Sözün kısası, kimyasal silah konusu geç de olsa ülkenin ve uluslararası kamuoyunun gündemine girmiş oldu. Bu kadar geç girmesi, elbette ki, bu konuda uğraş veren kişi ve kurumları düze çıkarmıyor fakat kendi rolünü, misyonunu yerine getirmek için de önemli bir fırsat sunuyor.
AKP-MHP iktidarı Kürdistan Özgürlük gerillalarının denetimindeki Medya Savunma Alanları’nda her gün yasaklı kimyasal silahlar, bombalar kullanıyor ve bunlarla insanlar katlediliyor. Açık kaynaklardan yansıyan haberler, görüntüler bunun ispatı niteliğinde fakat başka da gelişmeler var.
12 ekimde kamuoyuna bir açıklamada bulunan ‘Atom Savaşına Karşı Uluslararası Doktorlar Birliği (IPPNW)’ heyeti, sahada yaptıkları incelemenin sonucunda bazı ‘kanıtlara ulaştıklarını’ söyleyerek bağımsız bir soruşturma istedi. Aynı heyet, Hulusi Akar’ın Gare saldırısı ardından yaptığı ‘göz yaşartıcı gaz kullanıldığı’ açıklamasını da bir itiraf olarak değerlendirdi ve bunun dahi tek başına önemli bir kanıt oluşturduğunu beyan etti.
HPG kaynaklarından bu kapsamda paylaşılan haber ve görüntüler sürmektedir. Yayınlanan görüntüler yenilgiyi hazmedemeyen ordunun bu biçimde kendisini kurtarma kararlılığında olduğunu yeterince göstermektedir. İşin özü, ortada gizli-saklı bir saldırı söz konusu değildir. Her şey, herkesin gözü önünde cereyan ediyor ve anlaşılıyor ki, eğer ciddi bir kamuoyu tepkisi açığa çıkmazsa bu tür saldırılar devam edecektir.

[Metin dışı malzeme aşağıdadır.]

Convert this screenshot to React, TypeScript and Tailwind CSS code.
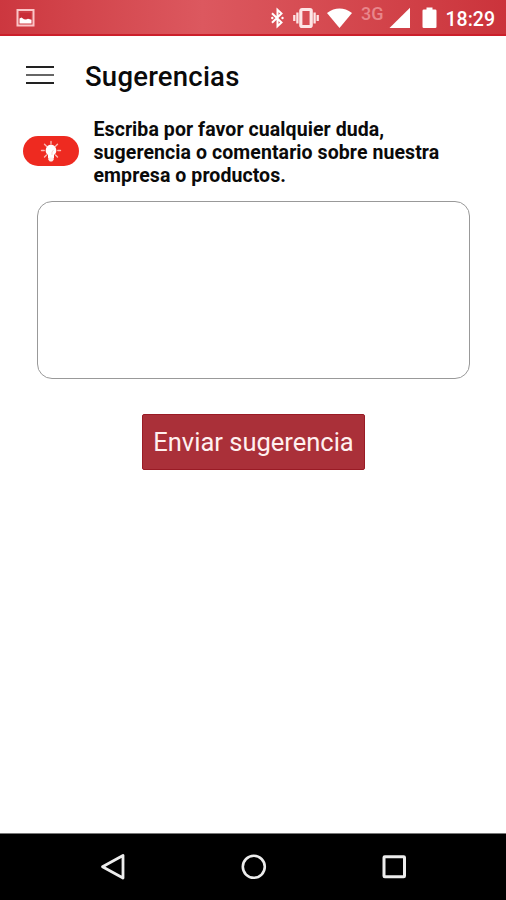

Erdoğan-Bahçeli yönetimi varlıklarını Kürdün yokluğunda gördükleri için Kürde ilham veren, umut aşılayan herkese saldırmakta ve mutlaka sonuç almak istemektedirler. Fakat bu yolda başvurdukları yöntemi tüm dünya savaş suçu olarak değerlendirmektedir. Dikkat edilirse, bugünlerin temel bir gündemi Ukrayna’da nükleer silahların kullanılıp kullanılmayacağı konusudur. ‘Eğer Putin böyle bir tercih yaparsa, kendi sonunu getirir’ denilmektedir. Hal böyleyken, neden Başur Kürdistan’da kimyasal silahlar, taktik nükleer bombalar kullanan Erdoğan uluslararası yargının karşısına çıkarılmamaktadır? Elbette, devletler kendi çıkarlarını gözetmektedirler ve Erdoğan Türkiye’si bu suçları işlerken yalnız değildir. Fakat bu gerçek kadar, evrensel düzeyde kabul gören, meşruiyeti güçlü hakikat de kimyasal karşıtı, nükleer karşıtı mücadeledir. Ve bizim sarılmamız gereken, bir an bile kaybetmeden büyütüp sonuç almamız gereken de bu mücadele olmaktadır.